The Bill of Rights Act, 1689 was part of a package of laws that reformed the English constitution at this time with the other two being the Toleration Act, 1689 - which promoted limited religious toleration - and the Triennial Act, 1694 - which prevented the King from dissolving Parliament at will and placed a legal requirement that general elections had to be held every three years10.

Key Points

In addition to listing the transgressions of James II the Bill of Rights Act, 1689 legislated on some very important issues:

  • It hath been found by experience that it is inconsistent with the safety and welfare of this protestant kingdom to be governed by a popish prince.
    - Roman Catholics were barred from the throne by this Act.

  • That it is the right of the subjects to petition the king, and all commitments and prosecutions for such petitioning are illegal.
    - The right of free petitioning was reinstated by the Act.

  • That the pretended power of suspending the laws or the execution of laws by regal authority without consent of Parliament is illegal.
    - The Act places a prohibition against arbitrary suspension of Parliament's laws by the sovereign.

  • That levying money for or to the use of the Crown by pretence of prerogative, without grant of Parliament, for longer time, or in other manner than the same is or shall be granted, is illegal.
    - The Act limits the sovereigns' right to raise money through taxation, with the consent of Parliament being needed.

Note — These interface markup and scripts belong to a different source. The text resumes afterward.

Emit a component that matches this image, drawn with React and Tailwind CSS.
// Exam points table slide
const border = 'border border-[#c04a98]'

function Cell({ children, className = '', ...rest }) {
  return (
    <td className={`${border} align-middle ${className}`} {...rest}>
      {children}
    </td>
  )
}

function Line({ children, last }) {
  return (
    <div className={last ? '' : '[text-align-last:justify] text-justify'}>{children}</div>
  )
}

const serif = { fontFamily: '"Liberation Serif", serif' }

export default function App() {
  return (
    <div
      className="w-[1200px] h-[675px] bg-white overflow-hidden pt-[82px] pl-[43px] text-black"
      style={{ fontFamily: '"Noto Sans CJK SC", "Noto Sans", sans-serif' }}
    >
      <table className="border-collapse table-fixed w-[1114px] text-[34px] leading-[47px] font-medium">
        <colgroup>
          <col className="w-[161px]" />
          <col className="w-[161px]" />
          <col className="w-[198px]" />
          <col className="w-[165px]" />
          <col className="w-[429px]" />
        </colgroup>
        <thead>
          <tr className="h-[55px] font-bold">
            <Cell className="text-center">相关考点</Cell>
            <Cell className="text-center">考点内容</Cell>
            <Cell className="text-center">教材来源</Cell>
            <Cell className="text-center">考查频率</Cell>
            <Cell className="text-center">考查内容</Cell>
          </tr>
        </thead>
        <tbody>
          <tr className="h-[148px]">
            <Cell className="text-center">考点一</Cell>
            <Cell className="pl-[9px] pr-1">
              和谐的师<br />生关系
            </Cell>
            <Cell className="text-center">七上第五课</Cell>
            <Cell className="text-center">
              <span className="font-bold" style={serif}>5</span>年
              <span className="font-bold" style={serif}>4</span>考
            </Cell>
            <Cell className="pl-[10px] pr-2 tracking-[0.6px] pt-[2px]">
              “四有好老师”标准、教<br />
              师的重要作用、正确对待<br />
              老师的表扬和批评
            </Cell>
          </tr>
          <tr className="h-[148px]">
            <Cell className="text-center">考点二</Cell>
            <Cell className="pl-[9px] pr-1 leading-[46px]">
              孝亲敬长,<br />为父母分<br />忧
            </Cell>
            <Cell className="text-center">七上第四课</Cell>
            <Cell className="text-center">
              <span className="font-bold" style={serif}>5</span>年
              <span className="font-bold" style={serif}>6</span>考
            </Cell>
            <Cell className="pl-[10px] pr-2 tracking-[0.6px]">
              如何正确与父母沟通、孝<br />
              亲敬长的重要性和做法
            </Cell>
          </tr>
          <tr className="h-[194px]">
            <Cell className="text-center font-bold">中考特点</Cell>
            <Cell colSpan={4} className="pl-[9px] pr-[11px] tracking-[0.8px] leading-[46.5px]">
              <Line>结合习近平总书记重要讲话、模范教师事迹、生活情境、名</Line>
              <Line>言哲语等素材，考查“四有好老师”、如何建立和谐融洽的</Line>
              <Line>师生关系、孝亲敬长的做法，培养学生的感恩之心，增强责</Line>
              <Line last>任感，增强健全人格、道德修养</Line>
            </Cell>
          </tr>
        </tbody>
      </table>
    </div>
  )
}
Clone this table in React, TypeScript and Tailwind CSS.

  • That election of members of Parliament ought to be free
    - The Act guarantees the sovereign will not interfere in the free and fair elections of Members of Parliament.

  • That the freedom of speech and debates or proceedings in Parliament ought not to be impeached or questioned in any court or place out of Parliament.
    - The Act guarantees the freedom of speech of Members of Parliament within parliamentary debates or proceedings (this means that MPs are free to say things that could be considered libellous or otherwise illegal while participating in parliamentary debates without fear of prosecution in the civil or criminal courts).

  • That the raising or keeping a standing army within the kingdom in time of peace, unless it be with consent of Parliament, is against law.
    - The Act makes it illegal for the sovereign to keep military forces within the kingdom in time of peace without consent of Parliament, which is one of the reasons the military is funded on an annual basis by parliament.

  • That excessive bail ought not to be required, nor excessive fines imposed, nor cruel and unusual punishments inflicted.
    - The act makes the imposition of excessive fines or cruel punishments illegal.

It should be noted that this Act is considered by many scholars to be the inspiration behind the United States of America's Bill of Rights11.

1The Duke of Monmouth (James Scott) - born in 1649 - was the illegitimate child of Charles II and mistress Lucy Walter. He was beheaded in 1685.2Including John Churchill, second in command of the Army, who was later made 1st Duke of Marlborough by Queen Anne. 3Uniquely in the history of the English monarchy, William and Mary were jointly crowned and ruled together as joint monarchs.4England (and Wales) and Scotland.5England (and Wales), Scotland and Ireland.6An Act of Attainder is a law that removes rank, privilege and property from those listed in it.7Protestant Apprentice Boys still march in Londonderry each August to commemorate the Siege of Derry when local apprentice boys closed the city's gates against King James' army.8Protestant Orangemen still commemorate Williams' victory at the Battle of the Boyne each June with marches.9James II is one of the few monarchs since the Norman Conquest whose body-location is unknown. Although James' body was laid in a coffin at the Chapel of Saint Edmund - the Church of the English Benedictines in Paris - awaiting transport back to England, it was desecrated and disappeared during the French Revolution.10This was later amended to five years by the Septennial Act, 1716.11Although the United States of America's Bill of Rights deals more with the rights of the individual.